The Trustees’ application to be joined as co-claimants was granted. The court detailed that when adding a party in such proceedings, the threshold test under CPR 19.2(2)(a) is not limited just to what is necessary to ensure that proceedings are properly constituted. The judge noted that, at paragraph [55]:

“the language of CPR 19.2(2)(a) is that of ‘desirability’ not ‘necessity’ ”.

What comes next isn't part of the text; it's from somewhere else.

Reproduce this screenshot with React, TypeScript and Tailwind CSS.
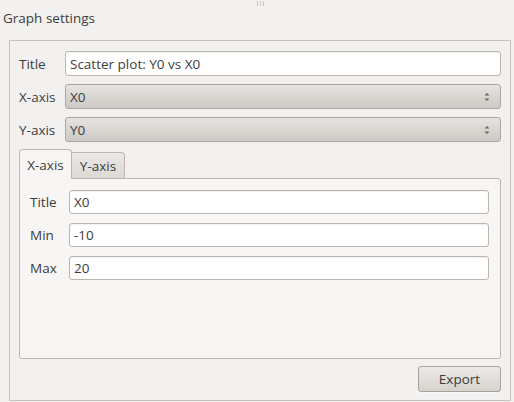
function ComboArrows() {
  return (
    <svg width="8" height="12" viewBox="0 0 8 12" className="text-[#6a6661]">
      <path d="M1.5 4.5 L4 2 L6.5 4.5 Z" fill="currentColor" />
      <path d="M1.5 7.5 L4 10 L6.5 7.5 Z" fill="currentColor" />
    </svg>
  )
}

function TextField({ value, h = "h-[25px]" }: { value: string; h?: string }) {
  return (
    <div
      className={`${h} flex-1 flex items-center px-[4px] bg-white border border-[#bcb5ad] rounded-[3px] shadow-[inset_0_1px_1px_rgba(0,0,0,0.06)] text-[#3c3c3c]`}
    >
      {value}
    </div>
  )
}

function Combo({ value }: { value: string }) {
  return (
    <div className="h-[25px] flex-1 flex items-center justify-between pl-[4px] pr-[9px] border border-[#aea79f] rounded-[3px] bg-gradient-to-b from-[#e6e4e1] to-[#cdc9c4] text-[#3c3c3c]">
      <span>{value}</span>
      <ComboArrows />
    </div>
  )
}

export default function App() {
  return (
    <div
      className="relative w-[514px] h-[402px] overflow-hidden bg-[#f2f1f0] text-[13.5px] leading-[16px] text-[#3c3c3c] flex flex-col"
      style={{ fontFamily: "'Open Sans', 'Noto Sans', sans-serif" }}
    >
      {/* splitter grip */}
      <div className="absolute left-[257px] top-[1px] flex gap-[2px]">
        <div className="w-[1px] h-[5px] bg-[#c8c4bf]" />
        <div className="w-[1px] h-[5px] bg-[#c8c4bf]" />
        <div className="w-[1px] h-[5px] bg-[#c8c4bf]" />
      </div>

      <div className="h-[40px] pl-[3px] pt-[10px]">Graph settings</div>

      <div className="flex-1 ml-[9px] mr-[3px] mb-[1px] border border-[#c9c2ba] flex flex-col pt-[10px] pl-[9px] pr-[9px]">
        <div className="flex items-center">
          <div className="w-[46px]">Title</div>
          <TextField value="Scatter plot: Y0 vs X0" />
        </div>
        <div className="flex items-center mt-[8px]">
          <div className="w-[46px]">X-axis</div>
          <Combo value="X0" />
        </div>
        <div className="flex items-center mt-[8px]">
          <div className="w-[46px]">Y-axis</div>
          <Combo value="Y0" />
        </div>

        {/* tabs */}
        <div className="flex items-end mt-[7px] h-[29px]">
          <div className="relative z-10 w-[53px] h-[30px] -mb-[1px] flex items-center justify-center border border-b-0 border-[#bdb6ae] rounded-t-[4px] bg-[#f7f6f5]">
            X-axis
          </div>
          <div className="w-[53px] h-[26px] flex items-center justify-center border border-l-0 border-b-0 border-[#bdb6ae] rounded-tr-[4px] bg-gradient-to-b from-[#ebe9e6] to-[#dcd9d5]">
            Y-axis
          </div>
        </div>
        <div className="h-[181px] border border-[#bdb6ae] rounded-b-[3px] rounded-tr-[3px] bg-[#f7f6f5] pt-[11px] pl-[10px] pr-[11px] flex flex-col gap-[9px]">
          <div className="flex items-center">
            <div className="w-[39px]">Title</div>
            <TextField value="X0" h="h-[24px]" />
          </div>
          <div className="flex items-center">
            <div className="w-[39px]">Min</div>
            <TextField value="-10" h="h-[24px]" />
          </div>
          <div className="flex items-center">
            <div className="w-[39px]">Max</div>
            <TextField value="20" h="h-[24px]" />
          </div>
        </div>

        <div className="flex justify-end mt-[7px]">
          <div className="w-[83px] h-[26px] flex items-center justify-center border border-[#a9a29a] rounded-[3px] bg-gradient-to-b from-[#eceae7] to-[#d6d3ce] shadow-[0_1px_0_rgba(255,255,255,0.6)]">
            Export
          </div>
        </div>
      </div>
    </div>
  )
}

In this case, the court noted the following as the key elements as to why it was desirous that the trustees be added as co-claimants:

i) they had a direct economic interest in the outcome, given their duty to deal with the assets of the bankrupt for the benefit of his creditors as a whole;

ii) they were able to actively assist the court with matters of evidence, given they had lengthy dealings with the bankrupt;

iii) they were able to bring a fresh perspective to the proceedings, as they were independent office holders acting in the interests of all creditors. This was a significant factor, even though, under s242(2) of the Act, any s243 claim is treated as made on behalf of every victim of the transaction. There was the risk that the Claimant could settle the proceedings on uncommercial terms, because of her familial connection to the matters, and this could not be said to be in the interests of all creditors. Consequently, having an ‘arms length’ party would help protect other creditor’s interests; and

iv) there was evidence of some delay in the actions of the Claimant in the course of proceedings, which were put down to the fact that the bankrupt was her brother. It was held that having an independent force in the proceedings would be likely to drive the matter forward, accelerating a conclusion to proceedings and reducing the use of the court’s time.


The desirability of adding trustees can be shown to be established where it will protect the interest of other creditors and where it will ensure the efficacious conclusion of proceedings. This case, therefore, provides assistance to practitioners in displaying the kinds of factors that are significant when making applications under CPR 19.2(2)(a) in insolvency proceedings.